All the data must come back unchanged, except that pictures are left out.

— START Material —

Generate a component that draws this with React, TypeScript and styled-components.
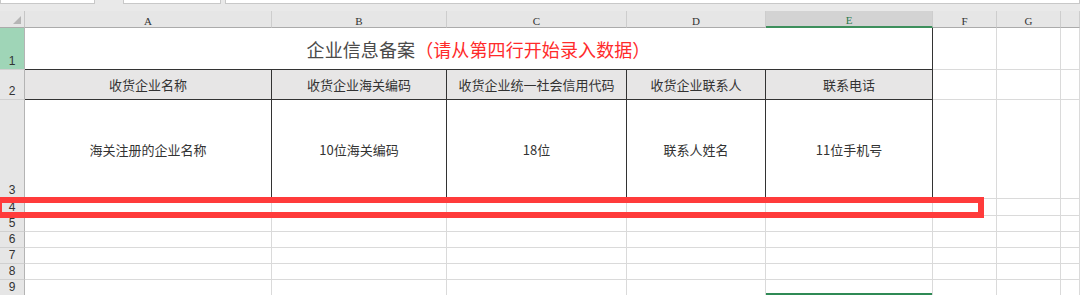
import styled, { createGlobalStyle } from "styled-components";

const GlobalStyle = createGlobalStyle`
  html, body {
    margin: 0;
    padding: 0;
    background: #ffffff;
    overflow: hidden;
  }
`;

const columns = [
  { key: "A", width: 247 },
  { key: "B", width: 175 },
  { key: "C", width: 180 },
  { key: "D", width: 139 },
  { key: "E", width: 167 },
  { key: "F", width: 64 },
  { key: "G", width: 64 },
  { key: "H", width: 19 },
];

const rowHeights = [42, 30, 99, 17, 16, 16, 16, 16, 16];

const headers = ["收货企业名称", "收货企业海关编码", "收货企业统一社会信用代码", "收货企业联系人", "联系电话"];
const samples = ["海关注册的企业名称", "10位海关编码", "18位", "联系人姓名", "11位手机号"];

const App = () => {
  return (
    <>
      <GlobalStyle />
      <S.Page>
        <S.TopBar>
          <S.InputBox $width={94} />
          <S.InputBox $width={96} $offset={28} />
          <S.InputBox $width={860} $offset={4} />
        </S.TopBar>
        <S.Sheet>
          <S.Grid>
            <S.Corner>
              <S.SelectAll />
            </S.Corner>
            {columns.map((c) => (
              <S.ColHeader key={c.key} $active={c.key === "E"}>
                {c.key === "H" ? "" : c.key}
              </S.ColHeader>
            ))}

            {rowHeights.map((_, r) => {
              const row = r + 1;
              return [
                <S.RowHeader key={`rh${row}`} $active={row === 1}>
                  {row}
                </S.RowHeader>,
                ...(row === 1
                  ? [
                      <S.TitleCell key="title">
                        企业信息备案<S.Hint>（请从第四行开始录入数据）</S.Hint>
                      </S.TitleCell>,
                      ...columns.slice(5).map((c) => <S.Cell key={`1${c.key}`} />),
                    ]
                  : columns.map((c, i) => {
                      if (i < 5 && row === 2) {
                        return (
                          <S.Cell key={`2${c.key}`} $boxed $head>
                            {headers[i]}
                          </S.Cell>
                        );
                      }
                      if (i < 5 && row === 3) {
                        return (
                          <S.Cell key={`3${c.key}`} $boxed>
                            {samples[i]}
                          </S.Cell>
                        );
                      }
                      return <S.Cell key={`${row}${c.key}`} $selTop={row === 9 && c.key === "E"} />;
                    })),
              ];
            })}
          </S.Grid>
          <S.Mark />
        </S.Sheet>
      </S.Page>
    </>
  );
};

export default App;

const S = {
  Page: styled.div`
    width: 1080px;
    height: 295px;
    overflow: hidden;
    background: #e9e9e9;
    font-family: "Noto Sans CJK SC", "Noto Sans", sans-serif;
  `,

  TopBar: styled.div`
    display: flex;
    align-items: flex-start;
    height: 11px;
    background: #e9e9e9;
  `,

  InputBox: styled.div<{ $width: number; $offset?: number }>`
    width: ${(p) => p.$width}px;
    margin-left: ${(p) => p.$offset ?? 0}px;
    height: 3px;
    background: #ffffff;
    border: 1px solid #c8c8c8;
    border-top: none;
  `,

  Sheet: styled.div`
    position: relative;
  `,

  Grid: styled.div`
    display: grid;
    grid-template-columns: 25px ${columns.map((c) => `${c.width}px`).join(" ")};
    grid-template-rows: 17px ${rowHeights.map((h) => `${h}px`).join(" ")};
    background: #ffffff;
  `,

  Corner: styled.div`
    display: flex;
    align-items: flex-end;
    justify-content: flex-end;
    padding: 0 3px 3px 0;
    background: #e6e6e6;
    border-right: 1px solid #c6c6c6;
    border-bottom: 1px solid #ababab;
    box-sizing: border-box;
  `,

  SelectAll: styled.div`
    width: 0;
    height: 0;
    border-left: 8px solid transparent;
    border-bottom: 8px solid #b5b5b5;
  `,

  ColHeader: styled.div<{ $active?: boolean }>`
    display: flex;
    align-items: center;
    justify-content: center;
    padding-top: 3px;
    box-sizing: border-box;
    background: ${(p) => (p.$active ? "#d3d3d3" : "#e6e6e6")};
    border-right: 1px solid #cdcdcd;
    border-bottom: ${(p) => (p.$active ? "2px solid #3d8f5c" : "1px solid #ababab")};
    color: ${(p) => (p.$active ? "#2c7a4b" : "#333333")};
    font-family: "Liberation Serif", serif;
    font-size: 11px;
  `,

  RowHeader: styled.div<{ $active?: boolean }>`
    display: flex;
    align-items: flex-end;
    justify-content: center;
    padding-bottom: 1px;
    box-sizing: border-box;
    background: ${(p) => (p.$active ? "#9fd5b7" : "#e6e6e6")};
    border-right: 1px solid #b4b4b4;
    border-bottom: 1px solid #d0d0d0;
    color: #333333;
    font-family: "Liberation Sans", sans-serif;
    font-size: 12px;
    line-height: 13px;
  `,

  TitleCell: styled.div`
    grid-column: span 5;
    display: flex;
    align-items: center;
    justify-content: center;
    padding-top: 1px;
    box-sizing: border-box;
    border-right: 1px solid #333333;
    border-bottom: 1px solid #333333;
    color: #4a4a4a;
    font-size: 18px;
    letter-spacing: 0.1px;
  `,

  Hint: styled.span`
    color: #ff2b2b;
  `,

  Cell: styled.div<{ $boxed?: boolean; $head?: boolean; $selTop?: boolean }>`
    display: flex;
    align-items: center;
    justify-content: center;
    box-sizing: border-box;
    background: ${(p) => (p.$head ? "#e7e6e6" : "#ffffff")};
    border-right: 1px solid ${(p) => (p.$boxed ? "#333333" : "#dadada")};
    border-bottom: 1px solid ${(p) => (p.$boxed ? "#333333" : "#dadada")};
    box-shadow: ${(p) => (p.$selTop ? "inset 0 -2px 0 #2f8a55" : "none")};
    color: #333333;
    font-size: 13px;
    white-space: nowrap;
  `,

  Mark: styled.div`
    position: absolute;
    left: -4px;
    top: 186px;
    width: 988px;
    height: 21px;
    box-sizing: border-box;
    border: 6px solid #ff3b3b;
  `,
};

— END Material —

### The reply
Generate a component that draws this with React, TypeScript and styled-components.
import styled, { createGlobalStyle } from "styled-components";

const GlobalStyle = createGlobalStyle`
  html, body {
    margin: 0;
    padding: 0;
    background: #ffffff;
    overflow: hidden;
  }
`;

const columns = [
  { key: "A", width: 247 },
  { key: "B", width: 175 },
  { key: "C", width: 180 },
  { key: "D", width: 139 },
  { key: "E", width: 167 },
  { key: "F", width: 64 },
  { key: "G", width: 64 },
  { key: "H", width: 19 },
];

const rowHeights = [42, 30, 99, 17, 16, 16, 16, 16, 16];

const headers = ["收货企业名称", "收货企业海关编码", "收货企业统一社会信用代码", "收货企业联系人", "联系电话"];
const samples = ["海关注册的企业名称", "10位海关编码", "18位", "联系人姓名", "11位手机号"];

const App = () => {
  return (
    <>
      <GlobalStyle />
      <S.Page>
        <S.TopBar>
          <S.InputBox $width={94} />
          <S.InputBox $width={96} $offset={28} />
          <S.InputBox $width={860} $offset={4} />
        </S.TopBar>
        <S.Sheet>
          <S.Grid>
            <S.Corner>
              <S.SelectAll />
            </S.Corner>
            {columns.map((c) => (
              <S.ColHeader key={c.key} $active={c.key === "E"}>
                {c.key === "H" ? "" : c.key}
              </S.ColHeader>
            ))}

            {rowHeights.map((_, r) => {
              const row = r + 1;
              return [
                <S.RowHeader key={`rh${row}`} $active={row === 1}>
                  {row}
                </S.RowHeader>,
                ...(row === 1
                  ? [
                      <S.TitleCell key="title">
                        企业信息备案<S.Hint>（请从第四行开始录入数据）</S.Hint>
                      </S.TitleCell>,
                      ...columns.slice(5).map((c) => <S.Cell key={`1${c.key}`} />),
                    ]
                  : columns.map((c, i) => {
                      if (i < 5 && row === 2) {
                        return (
                          <S.Cell key={`2${c.key}`} $boxed $head>
                            {headers[i]}
                          </S.Cell>
                        );
                      }
                      if (i < 5 && row === 3) {
                        return (
                          <S.Cell key={`3${c.key}`} $boxed>
                            {samples[i]}
                          </S.Cell>
                        );
                      }
                      return <S.Cell key={`${row}${c.key}`} $selTop={row === 9 && c.key === "E"} />;
                    })),
              ];
            })}
          </S.Grid>
          <S.Mark />
        </S.Sheet>
      </S.Page>
    </>
  );
};

export default App;

const S = {
  Page: styled.div`
    width: 1080px;
    height: 295px;
    overflow: hidden;
    background: #e9e9e9;
    font-family: "Noto Sans CJK SC", "Noto Sans", sans-serif;
  `,

  TopBar: styled.div`
    display: flex;
    align-items: flex-start;
    height: 11px;
    background: #e9e9e9;
  `,

  InputBox: styled.div<{ $width: number; $offset?: number }>`
    width: ${(p) => p.$width}px;
    margin-left: ${(p) => p.$offset ?? 0}px;
    height: 3px;
    background: #ffffff;
    border: 1px solid #c8c8c8;
    border-top: none;
  `,

  Sheet: styled.div`
    position: relative;
  `,

  Grid: styled.div`
    display: grid;
    grid-template-columns: 25px ${columns.map((c) => `${c.width}px`).join(" ")};
    grid-template-rows: 17px ${rowHeights.map((h) => `${h}px`).join(" ")};
    background: #ffffff;
  `,

  Corner: styled.div`
    display: flex;
    align-items: flex-end;
    justify-content: flex-end;
    padding: 0 3px 3px 0;
    background: #e6e6e6;
    border-right: 1px solid #c6c6c6;
    border-bottom: 1px solid #ababab;
    box-sizing: border-box;
  `,

  SelectAll: styled.div`
    width: 0;
    height: 0;
    border-left: 8px solid transparent;
    border-bottom: 8px solid #b5b5b5;
  `,

  ColHeader: styled.div<{ $active?: boolean }>`
    display: flex;
    align-items: center;
    justify-content: center;
    padding-top: 3px;
    box-sizing: border-box;
    background: ${(p) => (p.$active ? "#d3d3d3" : "#e6e6e6")};
    border-right: 1px solid #cdcdcd;
    border-bottom: ${(p) => (p.$active ? "2px solid #3d8f5c" : "1px solid #ababab")};
    color: ${(p) => (p.$active ? "#2c7a4b" : "#333333")};
    font-family: "Liberation Serif", serif;
    font-size: 11px;
  `,

  RowHeader: styled.div<{ $active?: boolean }>`
    display: flex;
    align-items: flex-end;
    justify-content: center;
    padding-bottom: 1px;
    box-sizing: border-box;
    background: ${(p) => (p.$active ? "#9fd5b7" : "#e6e6e6")};
    border-right: 1px solid #b4b4b4;
    border-bottom: 1px solid #d0d0d0;
    color: #333333;
    font-family: "Liberation Sans", sans-serif;
    font-size: 12px;
    line-height: 13px;
  `,

  TitleCell: styled.div`
    grid-column: span 5;
    display: flex;
    align-items: center;
    justify-content: center;
    padding-top: 1px;
    box-sizing: border-box;
    border-right: 1px solid #333333;
    border-bottom: 1px solid #333333;
    color: #4a4a4a;
    font-size: 18px;
    letter-spacing: 0.1px;
  `,

  Hint: styled.span`
    color: #ff2b2b;
  `,

  Cell: styled.div<{ $boxed?: boolean; $head?: boolean; $selTop?: boolean }>`
    display: flex;
    align-items: center;
    justify-content: center;
    box-sizing: border-box;
    background: ${(p) => (p.$head ? "#e7e6e6" : "#ffffff")};
    border-right: 1px solid ${(p) => (p.$boxed ? "#333333" : "#dadada")};
    border-bottom: 1px solid ${(p) => (p.$boxed ? "#333333" : "#dadada")};
    box-shadow: ${(p) => (p.$selTop ? "inset 0 -2px 0 #2f8a55" : "none")};
    color: #333333;
    font-size: 13px;
    white-space: nowrap;
  `,

  Mark: styled.div`
    position: absolute;
    left: -4px;
    top: 186px;
    width: 988px;
    height: 21px;
    box-sizing: border-box;
    border: 6px solid #ff3b3b;
  `,
};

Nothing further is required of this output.